Years later, Richard H. Fallon Jr. evaluated the realistic shortcomings of the doctrine, starting with detailing the criticisms of its foundational reasoning in his article published in the Yale Law Journal, Making Sense of the Overbreadth Doctrine (100 Yale L.J. 853). Fallon outlines the arguments against third party standing as contradictory to federalism and the proper powers of the legislature and state courts to write and interpret its own laws. Illustrating the alternative justifications for the doctrine, Fallon opposes the third party standing as a means to prevent chilling speech. Instead, he suggests the doctrine demonstrates a constitutional right to only be subjected to valid rules of law. As such, a defendant properly convicted in violation of an overbroad law should not have been subjected to the law in the first place regardless of his own appropriately regulated expression because the law reached into constitutional protections. In other words, where Thornhill was convicted for picketing outside his job, the conviction was overturned because that law was unconstitutional and one cannot be punished by an unconstitutional law. There is no need for concern on the possible violation of the rights of others.

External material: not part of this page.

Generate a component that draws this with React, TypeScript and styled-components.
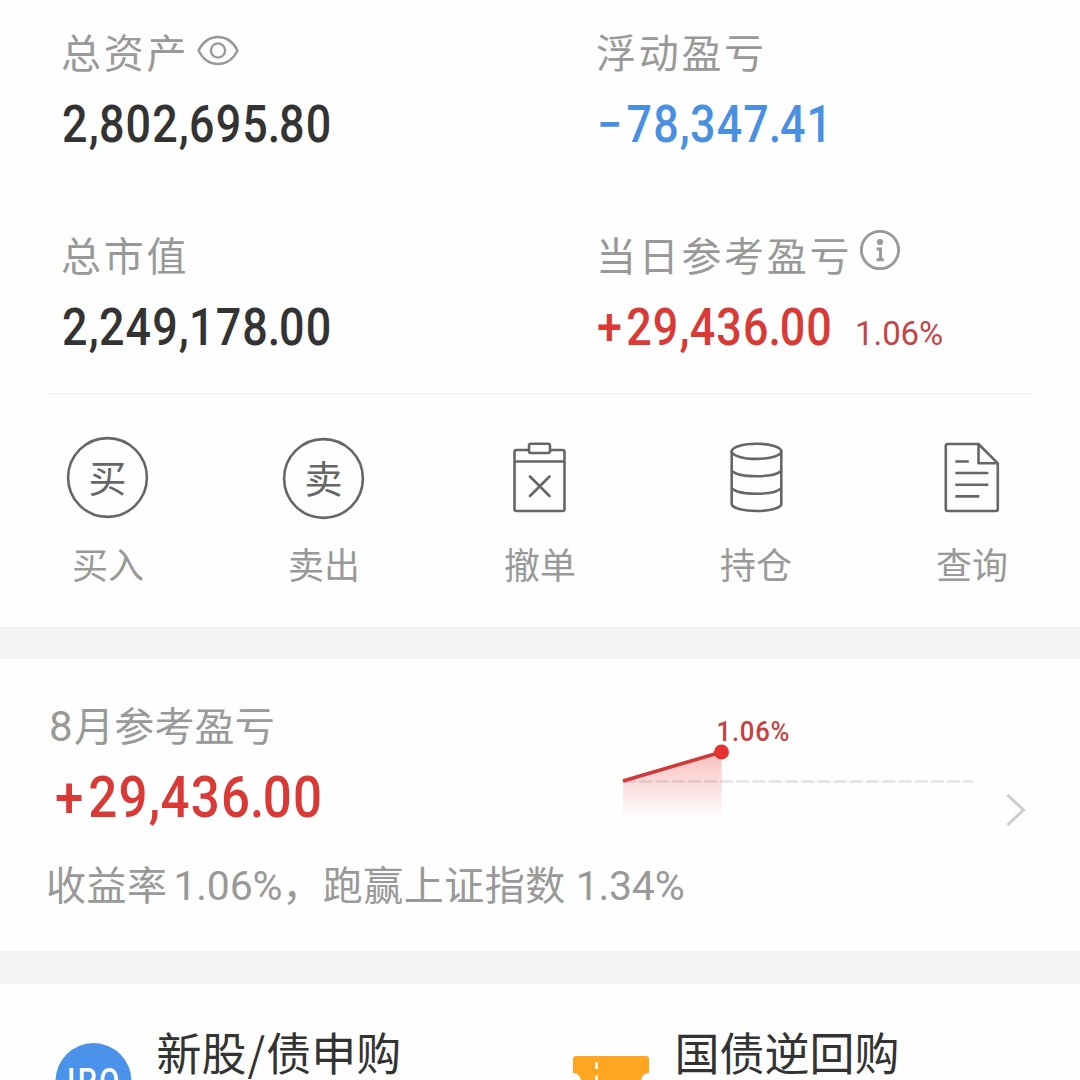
import React from "react";
import styled, { createGlobalStyle } from "styled-components";

const cjk = '"Noto Sans CJK SC", sans-serif';
const digits = 'Roboto, "Liberation Sans", sans-serif';

const GlobalStyle = createGlobalStyle`
  * { box-sizing: border-box; }
  html, body { margin: 0; background: #fff; overflow: hidden; }
`;

const Page = styled.main`
  width: 1080px;
  height: 1080px;
  overflow: hidden;
  background: #fefefe;
  font-family: ${cjk};
  display: flex;
  flex-direction: column;
`;

const Summary = styled.section`
  flex: none;
  height: 627px;
  display: flex;
  flex-direction: column;
`;

const Metrics = styled.div`
  display: grid;
  grid-template-columns: 535px 1fr;
  grid-auto-rows: 203px;
  height: 393px;
  padding: 26px 0 0 61px;
`;

const Label = styled.div`
  display: flex;
  height: 48px;
  font-size: 40px;
  line-height: 50px;
  letter-spacing: 2.7px;
  color: #999;
  white-space: nowrap;
`;

const EyeIcon = styled.svg`
  width: 44px;
  height: 36px;
  margin: 7px 0 0 6.5px;
`;

const InfoIcon = styled.svg`
  width: 42px;
  height: 42px;
  margin: 0 0 0 6.5px;
`;

const ValueRow = styled.div`
  display: flex;
  align-items: baseline;
  margin-top: 21px;
  padding-left: 0.5px;
  line-height: 60px;
  font-family: ${digits};
`;

const FigureText = styled.span<{ $color: string; $size: number }>`
  display: inline-block;
  font-family: ${digits};
  font-weight: 500;
  font-size: ${(p) => p.$size}px;
  letter-spacing: 0.025em;
  color: ${(p) => p.$color};
  white-space: nowrap;
  transform: scaleX(0.88);
  transform-origin: left;
`;

const Sign = styled.span`
  margin-right: 0.07em;
`;

const Comma = styled.span`
  margin-right: -0.02em;
`;

const Point = styled.span`
  margin: 0 -0.055em 0 -0.025em;
`;

function Figure({ value, color, size = 51 }: { value: string; color: string; size?: number }) {
  return (
    <FigureText $color={color} $size={size}>
      {value.split(/([+−,.])/).map((part, i) => {
        if (part === "+" || part === "−") return <Sign key={i}>{part}</Sign>;
        if (part === ",") return <Comma key={i}>,</Comma>;
        if (part === ".") return <Point key={i}>.</Point>;
        return part;
      })}
    </FigureText>
  );
}

const Rate = styled.span`
  margin-left: -9.5px;
  font-size: 33px;
  letter-spacing: -0.1px;
  color: #c44545;
`;

const Divider = styled.hr`
  flex: none;
  width: 986px;
  height: 1px;
  margin: 0 auto;
  border: 0;
  background: #ececec;
`;

const Actions = styled.nav`
  display: grid;
  grid-template-columns: repeat(5, 1fr);
  padding-top: 42px;
`;

const Action = styled.div`
  display: flex;
  flex-direction: column;
  align-items: center;
  font-size: 36px;
  line-height: 44px;
  color: #999;
`;

const ActionIcon = styled.svg`
  width: 84px;
  height: 84px;
  margin-bottom: 21px;
  fill: none;
  stroke: #666;
  stroke-width: 2.6;
  stroke-linejoin: round;
  stroke-linecap: round;
  text {
    fill: #666;
    stroke: none;
    font: 400 38px ${cjk};
  }
`;

const Band = styled.div<{ $height: number }>`
  flex: none;
  height: ${(p) => p.$height}px;
  background: #f4f4f4;
`;

const Monthly = styled.section`
  flex: none;
  height: 292px;
  padding: 40px 46px 0 46px;
  display: grid;
  grid-template-columns: 567px 1fr auto;
  grid-template-rows: 160px auto;
`;

const MonthTitle = styled.div`
  padding-left: 3px;
  height: 48px;
  font-size: 40px;
  line-height: 50px;
  letter-spacing: 0.2px;
  color: #999;
`;

const MonthNumber = styled.span`
  display: inline-block;
  width: 25px;
  font-family: ${digits};
  font-size: 42px;
  line-height: 48px;
`;

const MonthFigure = styled.div`
  margin-top: 17px;
  padding-left: 9px;
  line-height: 66px;
`;

const TrendChart = styled.svg`
  width: 370px;
  height: 130px;
  margin-top: 6px;
  text {
    font: 500 28.5px ${digits};
  }
`;

const Chevron = styled.svg`
  width: 30px;
  height: 40px;
  margin-top: 91px;
`;

const Comparison = styled.p`
  grid-column: 1 / -1;
  margin: 0;
  height: 48px;
  font-size: 40px;
  line-height: 49px;
  letter-spacing: 0.5px;
  color: #999;
  white-space: nowrap;
`;

const Percent = styled.span<{ $left: number }>`
  margin-left: ${(p) => p.$left}px;
  font-family: ${digits};
  font-size: 41px;
  letter-spacing: -0.25px;
`;

const Products = styled.section`
  flex: 1;
  min-height: 0;
  display: grid;
  grid-template-columns: 518px 1fr;
  padding: 39px 0 0 54px;
`;

const Product = styled.div`
  display: flex;
  font-size: 45px;
  line-height: 57px;
  color: #333;
  white-space: nowrap;
`;

const Slash = styled.span`
  margin: 0 1px;
`;

const ProductIcon = styled.svg`
  flex: none;
  width: 78px;
  height: 78px;
  margin: 19px 24.5px 0 0;
  text {
    font: 500 36px ${digits};
    letter-spacing: 3px;
  }
`;

const red = "#d93a36";

const actions = [
  {
    label: "买入",
    icon: (
      <>
        <circle cx="41.5" cy="41.5" r="39.4" />
        <text x="41.5" y="56" textAnchor="middle">买</text>
      </>
    ),
  },
  {
    label: "卖出",
    icon: (
      <>
        <circle cx="41.5" cy="42.5" r="39.4" />
        <text x="41.5" y="57" textAnchor="middle">卖</text>
      </>
    ),
  },
  {
    label: "撤单",
    icon: (
      <>
        <path d="M31 14H18.500a2 2 0 0 0-2 2V73a2 2 0 0 0 2 2h46a2 2 0 0 0 2-2V16a2 2 0 0 0-2-2H52M16.500 25.500h50M32 40.500l19.500 19.500M51.500 40.500L32 60" />
        <rect x="31" y="7.800" width="21" height="9.200" rx="2" />
      </>
    ),
  },
  {
    label: "持仓",
    icon: (
      <>
        <ellipse cx="42.500" cy="15.300" rx="24.800" ry="7.600" />
        <path d="M17.700 15.500V68.500C19 72.500 30 75 42.500 75S66 72.500 67.300 68.500V15.500M17.700 34.700C21.500 38.400 31 40.200 42.500 40.200S63.500 38.400 67.300 34.700M17.700 52.200C21.500 55.900 31 57.700 42.500 57.700S63.500 55.900 67.300 52.200" />
      </>
    ),
  },
  {
    label: "查询",
    icon: (
      <>
        <path d="M48.500 8H17.800a2 2 0 0 0-2 2v63a2 2 0 0 0 2 2h48a2 2 0 0 0 2-2V27.300zV27.300H67.800" />
        <path strokeLinecap="butt" d="M25.300 25.500h13.500M25.300 37h33M25.300 48.800h33M25.300 60.400h24" />
      </>
    ),
  },
];

export default function App() {
  return (
    <Page>
      <GlobalStyle />
      <Summary>
        <Metrics>
          <div>
            <Label>
              总资产
              <EyeIcon viewBox="0 0 44 36" fill="none" stroke="#999" strokeWidth="2.4">
                <path d="M2.500 17.500C7 8.500 14 4 22 4s15 4.500 19.500 13.500C37 26.500 30 31 22 31S7 26.500 2.500 17.500z" strokeLinejoin="round" />
                <circle cx="22" cy="17.500" r="7.100" />
              </EyeIcon>
            </Label>
            <ValueRow><Figure color="#333" value="2,802,695.80" /></ValueRow>
          </div>
          <div>
            <Label>浮动盈亏</Label>
            <ValueRow><Figure color="#4a90e2" value="−78,347.41" /></ValueRow>
          </div>
          <div>
            <Label>总市值</Label>
            <ValueRow><Figure color="#333" value="2,249,178.00" /></ValueRow>
          </div>
          <div>
            <Label>
              当日参考盈亏
              <InfoIcon viewBox="0 0 42 42" fill="none" stroke="#999" strokeWidth="2.800">
                <circle cx="21" cy="21" r="18.600" />
                <circle cx="21" cy="13" r="3.100" fill="#999" stroke="none" />
                <path d="M17.600 20h3.900v10.500M17.600 30.800h7.200" strokeWidth="3" />
              </InfoIcon>
            </Label>
            <ValueRow>
              <Figure color={red} value="+29,436.00" />
              <Rate>1.06%</Rate>
            </ValueRow>
          </div>
        </Metrics>
        <Divider />
        <Actions>
          {actions.map((a) => (
            <Action key={a.label}>
              <ActionIcon viewBox="0 0 84 84">{a.icon}</ActionIcon>
              {a.label}
            </Action>
          ))}
        </Actions>
      </Summary>
      <Band $height={32} />
      <Monthly>
        <div>
          <MonthTitle><MonthNumber>8</MonthNumber>月参考盈亏</MonthTitle>
          <MonthFigure><Figure color={red} size={58} value="+29,436.00" /></MonthFigure>
        </div>
        <TrendChart viewBox="613 705 370 130">
          <defs>
            <linearGradient id="fade" x1="0" y1="752" x2="0" y2="820" gradientUnits="userSpaceOnUse">
              <stop offset="0" stopColor="#ee3a3a" stopOpacity="0.320" />
              <stop offset="1" stopColor="#ee3a3a" stopOpacity="0" />
            </linearGradient>
          </defs>
          <path d="M623 781.500H973" stroke="#e2e2e2" strokeWidth="2.400" strokeDasharray="13 3.200" />
          <path d="M623 781L721.500 752V820H623z" fill="url(#fade)" />
          <path d="M623 781L721.500 752" stroke="#d23a3a" strokeWidth="3.600" />
          <circle cx="721.500" cy="752" r="7.500" fill="#e63232" />
          <text transform="translate(716.500 741) scale(0.900 1)" letterSpacing="0.900" fill="#c94040">1.06%</text>
        </TrendChart>
        <Chevron viewBox="0 0 30 40" fill="none" stroke="#ccc" strokeWidth="3">
          <path d="M3.500 5L19.500 20L3.500 35" />
        </Chevron>
        <Comparison>
          收益率<Percent $left={6}>1.06%</Percent>，跑赢上证指数<Percent $left={10}>1.34%</Percent>
        </Comparison>
      </Monthly>
      <Band $height={33} />
      <Products>
        <Product>
          <ProductIcon viewBox="0 0 78 78">
            <circle cx="39.500" cy="39" r="38" fill="#4a92ea" />
            <text transform="translate(13 51) scale(0.820 1)" fill="#fff">IPO</text>
          </ProductIcon>
          <span>新股<Slash>/</Slash>债申购</span>
        </Product>
        <Product>
          <ProductIcon viewBox="0 0 78 78">
            <path d="M4 14H74a3 3 0 0 1 3 3v14a8 8 0 0 0 0 16v14H1V47a8 8 0 0 0 0-16V17a3 3 0 0 1 3-3z" fill="#ffa51f" />
            <path d="M24.500 20v50" stroke="#fff" strokeWidth="2.600" strokeDasharray="7 6.500" />
          </ProductIcon>
          国债逆回购
        </Product>
      </Products>
    </Page>
  );
}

Another critique of the doctrine, made more recently, attacks its primary justification to prevent the chilling of protected speech. R. George Wright published his article, "The Problems of Overbreadth and What to Do About Them", in the Houston Law Review, in which he suggests that the to-speak-or-not-to-speak dichotomy the Court suggests exists when an overbroad statute is left intact is not realistic. Wright argues it is more likely a scale of multiple variable that are taken into a speaker's consideration; i.e. what tone, what forum to speak in, what audience to target, etc. and these variables are shifted to adjust, rather than silenced all together. In other words, once a statute that may regulate protected speech is upheld, future speakers would adjust their expression to accommodate, rather than remain silent, in response. Under Wright's prediction, there is no real chilling effect because the speech would still be contributed to the market, and therefore the significant interest allowing the Court to hear third party standing arguments is null.